Validating Curriculum Documentation for Quality Assurance

Curriculum documentation linked together in a validation chain
Documentation validation chain

Perhaps the most important aspect of quality assurance (QA) when developing courseware is to validate the curriculum’s documentation. This might seem challenging at first but it’s actually easier than it seems. I use a validation chain to validate curriculum documentation.

The chain begins with the project charter. The first documentation created for most curriculum development projects is a project charter. The charter specifies the outcomes the organization would like to occur as a result of offering the new curriculum to learners. These outcomes are not learning objectives — they are organizational-level objectives. It’s critical to document the desired outcomes at the onset of the project to ensure that everything developed helps support their realization.

The desired outcomes are documented before development even begins but are not realized ‘til well after the curriculum is put into production. With everything that transpires between these two points in time, a validation chain is needed to ensure that the development team does not lose sight of the desired outcomes. To start the chain, document each desired outcome with its own unique identifier (which could be as simple as a letter or number).

After creating the project charter, the next step is to conduct a needs analysis (or study of practice). The purpose of this activity is to identify the competency gaps that the curriculum should fill. The needs analysis report documents all of the competency gaps. As with the desired outcomes, I recommend assigning a unique identifier to each competency gap. In addition, identify which outcome in the project charter each competency gap will support achieving when the learner develops the competency.

If a competency does not help the organization to achieve a desired outcome, then the curriculum should not try to develop the competency, even if there’s a gap. A different curriculum developed at a later time can develop the competency. There will always be more competency gaps in every organization than can be addressed by a given initiative. If a curriculum tries to address every competency gap that cannot be linked back to the project charter, it will get too long and developing it will waste organizational resources on issues that are not designated as priorities. Therefore, the needs analysis should focus only on the outcomes desired for the project.
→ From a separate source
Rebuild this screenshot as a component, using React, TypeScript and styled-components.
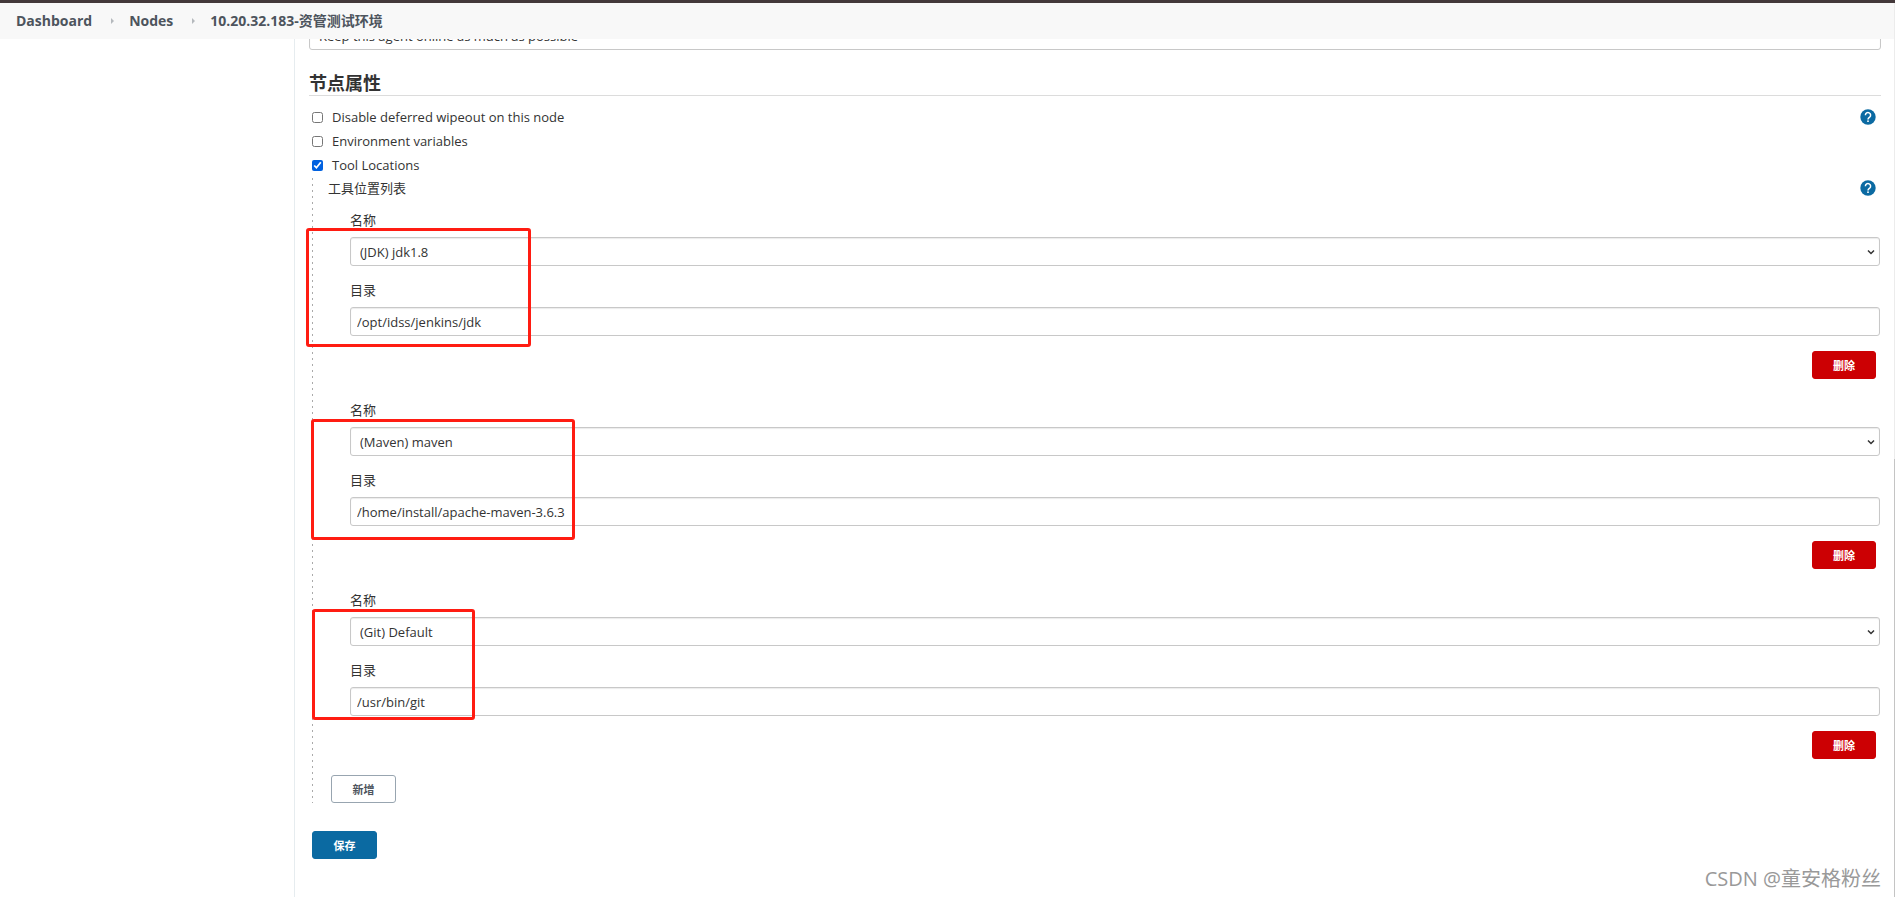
import React, { useState } from "react";
import styled, { createGlobalStyle } from "styled-components";

const GlobalStyle = createGlobalStyle`
  *, *::before, *::after { box-sizing: border-box; }
  body {
    margin: 0;
    background: #fff;
    color: #333;
    font-family: "Open Sans", "Noto Sans CJK SC", sans-serif;
    font-size: 13px;
    line-height: 20px;
  }
  button, input, select { font: inherit; color: inherit; }
`;

const Page = styled.div`
  display: flex;
  flex-direction: column;
  min-height: 100vh;
  position: relative;
  overflow: hidden;
  padding-right: 1px;
`;

const ScrollTrack = styled.div`
  position: absolute;
  z-index: 3;
  top: 3px;
  right: 0;
  bottom: 0;
  width: 1px;
  background: linear-gradient(#ececec 51%, #c4c4c4 51%);
`;

const Header = styled.header`
  position: relative;
  z-index: 2;
  margin-right: -1px;
  border-top: 3px solid #43383a;
  background: #f8f8f8;
`;

const Crumbs = styled.nav`
  display: flex;
  align-items: center;
  height: 36px;
  padding-left: 16px;
`;

const Crumb = styled.a`
  color: #4d545d;
  font-size: 14px;
  font-weight: 700;
  text-decoration: none;
`;

const CrumbArrow = styled.svg`
  width: 3px;
  height: 6px;
  margin: 0 15px 0 19px;
  fill: #b5b9bd;
`;

const Columns = styled.div`
  display: flex;
  flex: 1;
`;

const SidePanel = styled.aside`
  flex: 0 0 295px;
  border-right: 1px solid #e6ecef;
`;

const Main = styled.main`
  flex: 1;
  min-width: 0;
  margin-top: -18px;
  padding: 0 13px 36px 14px;
`;

const control = `
  display: block;
  width: 100%;
  height: 29px;
  border: 1px solid #c8c8c8;
  border-radius: 3px;
  background: #fff;
  box-shadow: inset 0 1px 1px rgba(0, 0, 0, 0.08);
`;

const SelectBox = styled.div`
  position: relative;
`;

const Select = styled.select`
  ${control}
  appearance: none;
  padding: 0 24px 0 9px;
`;

const Chevron = styled.svg`
  position: absolute;
  right: 5px;
  top: 12px;
  width: 8px;
  height: 7px;
  fill: none;
  stroke: #333;
  stroke-width: 1.5;
  pointer-events: none;
`;

const TextInput = styled.input`
  ${control}
  padding: 0 6px;
`;

const SectionTitle = styled.h2`
  margin: 19px 0 9px;
  padding-top: 2px;
  border-bottom: 1px solid #dcdcdc;
  font-size: 18px;
  line-height: 24px;
  font-weight: 700;
`;

const OptionRow = styled.div`
  display: flex;
  align-items: center;
  height: 24px;
  padding: 0 5px 0 3px;
`;

const OptionLabel = styled.label`
  display: flex;
  align-items: center;
  gap: 9px;
  flex: 1;
`;

const Checkbox = styled.input`
  width: 11px;
  height: 11px;
  margin: 0;
  accent-color: #0061e0;
`;

const HelpButton = styled.button`
  display: flex;
  width: 16px;
  height: 16px;
  margin-left: auto;
  margin-right: 0;
  padding: 0;
  border: 0;
  background: none;
`;

const Nested = styled.section`
  margin-left: 3px;
  padding-left: 16px;
  background: repeating-linear-gradient(#fff 0 1px, #aaa 1px 3px, #fff 3px 6px) left top / 1px 100% no-repeat;
`;

const NestedHead = styled.div`
  display: flex;
  align-items: center;
  height: 22px;
  padding-right: 5px;
`;

const Tool = styled.div`
  position: relative;
  height: 190px;
  padding: 11px 1px 0 22px;
`;

const FieldLabel = styled.label`
  display: block;
  margin-bottom: 7px;
`;

const Field = styled.div`
  & + & { margin-top: 14px; }
`;

const Actions = styled.div`
  display: flex;
  justify-content: flex-end;
  padding: 15px 4px 0 0;
`;

const Button = styled.button<{ $kind: "danger" | "plain" | "primary" }>`
  min-width: ${(p) => (p.$kind === "danger" ? 64 : 65)}px;
  height: 28px;
  padding: 1px 0 0;
  border: 1px solid ${(p) => ({ danger: "#cc0003", plain: "#98a5b0", primary: "#0b6aa2" })[p.$kind]};
  border-radius: 3px;
  background: ${(p) => ({ danger: "#cc0003", plain: "#fff", primary: "#0b6aa2" })[p.$kind]};
  color: ${(p) => (p.$kind === "plain" ? "#4d545d" : "#fff")};
  font-size: 11px;
  font-weight: 700;
`;

const AddRow = styled.div`
  padding: 6px 0 0 3px;
`;

const SaveRow = styled.div`
  padding: 28px 0 0;
  margin-left: 3px;
`;

const Highlight = styled.div<{ $left: number; $top: number; $width: number; $height: number }>`
  position: absolute;
  left: ${(p) => p.$left}px;
  top: ${(p) => p.$top}px;
  width: ${(p) => p.$width}px;
  height: ${(p) => p.$height}px;
  border: 3px solid #ff1c12;
  border-radius: 3px;
  pointer-events: none;
`;

const Watermark = styled.div`
  position: absolute;
  right: 14px;
  bottom: 4px;
  color: #999;
  font-size: 20px;
  line-height: 28px;
  text-shadow: 1px 1px 0 #fff;
`;

function Help({ label }: { label: string }) {
  return (
    <HelpButton type="button" aria-label={label}>
      <svg width="16" height="16" viewBox="0 0 16 16">
        <circle cx="8" cy="8" r="7.7" fill="#0b6aa2" />
        <path d="M5.4 6.2a2.6 2.6 0 1 1 4.2 2C8.6 8.9 8 9.2 8 10.4" fill="none" stroke="#fff" strokeWidth="1.5" />
        <rect x="7.2" y="11.4" width="1.6" height="1.6" fill="#fff" />
      </svg>
    </HelpButton>
  );
}

function Arrow() {
  return (
    <CrumbArrow viewBox="0 0 3 6" aria-hidden="true">
      <path d="M0 0L3 3L0 6Z" />
    </CrumbArrow>
  );
}

function DropDown({ id, value, label }: { id: string; value: string; label?: string }) {
  return (
    <SelectBox>
      <Select id={id} aria-label={label}>
        <option>{value}</option>
      </Select>
      <Chevron viewBox="0 0 8 7" aria-hidden="true">
        <path d="M1 1.5L4 4.5L7 1.5" />
      </Chevron>
    </SelectBox>
  );
}

const tools = [
  {
    id: "jdk",
    name: "(JDK) jdk1.8",
    home: "/opt/idss/jenkins/jdk",
    mark: { $left: -22, $top: 29, $width: 225, $height: 119 },
  },
  {
    id: "maven",
    name: "(Maven) maven",
    home: "/home/install/apache-maven-3.6.3",
    mark: { $left: -17, $top: 30, $width: 264, $height: 121 },
  },
  {
    id: "git",
    name: "(Git) Default",
    home: "/usr/bin/git",
    mark: { $left: -16, $top: 30, $width: 163, $height: 111 },
  },
];

const options = ["Disable deferred wipeout on this node", "Environment variables", "Tool Locations"];

export default function App() {
  const [checked, setChecked] = useState([false, false, true]);
  const toggle = (i: number) => setChecked(checked.map((c, n) => (n === i ? !c : c)));

  return (
    <Page>
      <GlobalStyle />
      <Header>
        <Crumbs aria-label="Breadcrumb">
          <Crumb href="#dashboard">Dashboard</Crumb>
          <Arrow />
          <Crumb href="#nodes">Nodes</Crumb>
          <Arrow />
          <Crumb href="#node">10.20.32.183-资管测试环境</Crumb>
        </Crumbs>
      </Header>
      <Columns>
        <SidePanel />
        <Main>
          <DropDown id="availability" label="Availability" value="Keep this agent online as much as possible" />
          <SectionTitle>节点属性</SectionTitle>
          {options.map((text, i) => (
            <OptionRow key={text}>
              <OptionLabel>
                <Checkbox type="checkbox" checked={checked[i]} onChange={() => toggle(i)} />
                {text}
              </OptionLabel>
              {i === 0 && <Help label="Help for node properties" />}
            </OptionRow>
          ))}
          <Nested>
            <NestedHead>
              工具位置列表
              <Help label="Help for tool locations" />
            </NestedHead>
            {tools.map((t) => (
              <Tool key={t.id}>
                <Field>
                  <FieldLabel htmlFor={`${t.id}-name`}>名称</FieldLabel>
                  <DropDown id={`${t.id}-name`} value={t.name} />
                </Field>
                <Field>
                  <FieldLabel htmlFor={`${t.id}-home`}>目录</FieldLabel>
                  <TextInput id={`${t.id}-home`} defaultValue={t.home} />
                </Field>
                <Actions>
                  <Button type="button" $kind="danger">删除</Button>
                </Actions>
                <Highlight {...t.mark} />
              </Tool>
            ))}
            <AddRow>
              <Button type="button" $kind="plain">新增</Button>
            </AddRow>
          </Nested>
          <SaveRow>
            <Button type="submit" $kind="primary">保存</Button>
          </SaveRow>
        </Main>
      </Columns>
      <Watermark>CSDN @童安格粉丝</Watermark>
      <ScrollTrack />
    </Page>
  );
}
After reporting the results of the needs analysis, the next step is the instructional design (ID). The ID documentation specifies each terminal and enabling learning objective. To continue the linkage in the validation chain, the ID documentation identifies which competency gap in the needs analysis report each learning objective is intended to help close. Again, if a learning objective does not develop a competency specified in the needs analysis, it should be eliminated from the curriculum. Keep the curriculum focused only on learning objectives that can be linked to the findings from the needs analysis.

The ID of elearning also documents all of the functional specifications of the courseware to be developed. A functional spec documents how an element of the courseware responds to an action taken by a learner (e.g. video plays when learner reaches screen, URL opens in browser when learner clicks hyperlink, etc.). The ID documentation should assign an identifier to each functional spec so that the specifications can also be linked into the validation chain.

The final document linked into the validation chain is the test plan. There are two QA activities that link the test plan into the validation chain: unit testing and beta testing.

Unit testing is performed on each unit of the courseware as it is developed. A unit of courseware is typically a lesson or, in the case of SCORM courseware, a Sharable Content Object (sometimes referred to as a “SCO”). The test plan documents the quality controls (QC) with which each unit is tested. Link each QC that tests a function to its corresponding functional specification in the ID documentation. Likewise, every functional spec in the ID documentation should have a corresponding QC documented in the test plan.

Beta testing is performed on the entire curriculum when all the courseware is developed. The beta test delivers the full curriculum just as it would be delivered in production. Beta testers are from the audience the curriculum targets, so the members of the development team that perform other QA activities are typically not appropriate for beta testing. However, a key customer will often provide learners to act as beta testers or other learners are typically willing to volunteer for beta testing because of the opportunity to get the training early and free.

The purpose of beta testing is to determine how well a curriculum meets the needs of the target audience and helps learners to achieve the learning objectives. Therefore, each learning objective should have a corresponding evaluation criterion in the beta test. The evaluation criteria are tested using a survey of the beta testers upon completion of the curriculum. The test plan documents the survey form and the evaluation criteria for the beta test and refers back to the ID documentation for each learning objective evaluated.

By linking all the curriculum documentation together in this manner, I can trace the QA back from the test plan through the ID documentation and needs analysis report to the project charter. This chain validates all the curriculum documentation and maintains consistency throughout it. This helps ensure that the curriculum put into production will support the realization of the outcomes the organization wanted from the curriculum at the outset.